The Allied forces and their commanders were taken by complete surprise when on 24th February 1917 it was clear that the Germans were making a strategic withdrawal away from their front-line positions to a much more heavily fortified position to the rear known as the Hindenburg Line. The fighting at Verdun and on the Somme of the previous year had a devastating impact on both sides, but the German High Command knew that their position was vulnerable once the expected Allied Spring offensive came so withdrawing to a stronger position and straightening the line meant that they could better man the defence of the French and Belgium territory they held with the same number of divisions. The new 100 mile line from Arras in the north to Soissons in the south, being constructed in quiet surroundings and chosen for their defensive qualities, would offer stronger and more comfortable shelter for the German troops in deep concrete shelters, protected by deep belts of wire entanglements. The Germans had at this stage recognised that their best chance of victory on land had probably gone, but by withstanding the coming onslaught would give their naval forces through their unrestricted use of their submarine fleet, time to create a blockade causing hardship, shortage of food and eventual inability of Britain to wage further war and seek peace terms from a German position of strength. The withdrawal would also disrupt the Allied planning, therefore buying more time for building the defence and for their submarines.

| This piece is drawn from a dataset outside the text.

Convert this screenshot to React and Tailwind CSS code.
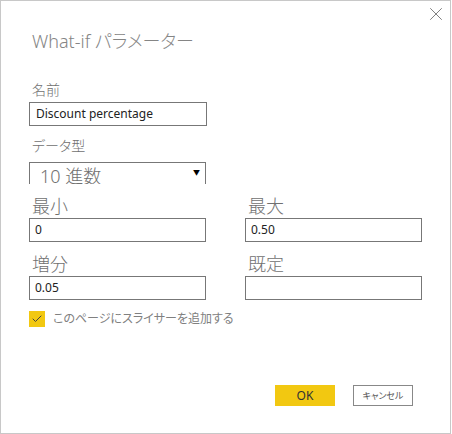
import { Check, X } from 'lucide-react'

const font = { fontFamily: '"Segoe UI", "Noto Sans", "Noto Sans CJK JP", sans-serif' }

function Field({ label, value, className = '' }) {
  return (
    <div className={`flex flex-col w-[178px] ${className}`}>
      <span className="pl-[3px] text-[18px] leading-[22px] font-light text-[#707070] [font-feature-settings:'palt']">{label}</span>
      <div className="mt-[1px] h-[24px] border border-[#777] px-[5px] flex items-center text-[12px] text-[#222]">{value}</div>
    </div>
  )
}

export default function App() {
  return (
    <div style={font} className="relative w-[451px] h-[434px] border border-[#c8c8c8] bg-white">
      <button className="absolute top-[2px] right-[3px] w-[22px] h-[22px] flex items-center justify-center text-[#666]">
        <X size={22} strokeWidth={0.9} />
      </button>
      <div className="flex flex-col px-[28px] pt-[28px]">
        <h1 className="pl-[3px] h-[24px] text-[18px] leading-[24px] font-light text-[#858585] [font-feature-settings:'palt']">
          What-if パラメーター
        </h1>

        <span className="mt-[27px] pl-[3px] text-[14px] leading-[20px] font-light text-[#707070]">名前</span>
        <div className="mt-[2px] w-[178px] h-[24px] border border-[#777] px-[6px] flex items-center text-[12px] text-[#222]">
          Discount percentage
        </div>

        <span className="mt-[10px] pl-[3px] text-[14px] leading-[20px] font-light text-[#707070] [font-feature-settings:'palt']">データ型</span>
        <div className="mt-[6px] w-[177px] h-[22px] border-t border-x border-[#777] overflow-hidden relative">
          <span className="absolute left-[10px] top-[1px] text-[18px] leading-[24px] font-light text-[#707070]">10 進数</span>
          <span className="absolute right-[5px] top-[5px] text-[7px] text-black">▼</span>
        </div>

        <div className="mt-[11px] flex gap-[39px]">
          <Field label="最小" value="0" />
          <Field label="最大" value="0.50" />
        </div>
        <div className="mt-[11px] flex gap-[39px]">
          <Field label="増分" value="0.05" />
          <Field label="既定" value="" />
        </div>

        <label className="mt-[10px] flex items-center gap-[8px]">
          <span className="w-[16px] h-[16px] bg-[#f2c811] flex items-center justify-center text-[#444]">
            <Check size={12} strokeWidth={2} />
          </span>
          <span className="text-[12px] text-[#808080] [font-feature-settings:'palt']">このページにスライサーを追加する</span>
        </label>

        <div className="mt-[57px] flex justify-end gap-[18px] pr-[9px]">
          <button className="w-[60px] h-[21px] bg-[#f2c811] text-[12px] text-[#333] flex items-center justify-center">OK</button>
          <button className="w-[60px] h-[21px] border border-[#888] text-[9px] text-[#555] flex items-center justify-center [font-feature-settings:'palt']">キャンセル</button>
        </div>
      </div>
    </div>
  )
}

Once it was clear that German Army was in retreat, a period of cautious pursuit followed involving open country warfare and the use of new enveloping tactics as the advancing troops had to clear the stubborn German rear-guard whether in machine-gun positions and platoon sized pockets in sunken lanes, or manning the chain of outpost villages that lay before the Hindenburg Line. To the Australian troops advancing, the sight ahead of comparatively green valleys with buildings intact and trees still standing would have been a welcome lift after the months of the grey and mud filled cratered landscape of the Somme battlefield.
However as the Allies followed the German rear-guards, bitterness grew not just amongst the French but also in world opinion against the excesses of the German military in destroying everything in its wake for little military advantage. In front of the line a 15 kilometre belt was laid bare of houses and trees for shelter, and the roads, railways, bridges and water wells all destroyed and rendered useless. On the 17th March 1917, Bapaume, the objective for the great 1916 Somme offensive, was entered. For the infantry they had to be aware of booby-traps set in doorways, dugouts, and under boards, and in some cases such as the Bapaume Town Hall (photograph above where the 22nd Battalion were due to be billeted), time delayed mines. These tactics along with determined and skilful withdrawal of the German infantry using the countryside well, the progress to the Hindenburg Line was slow. I Anzac Corps arrived at the forward area overlooking the new German fortified front line on the Hindenburg Line at Bullecourt (photograph right) on 5th April 1917, just days before the great British Arras offensive was to due begin, giving the Australian artillery very little time to prepare for what would be the next major attack by the Australian Imperial Force during the First World War.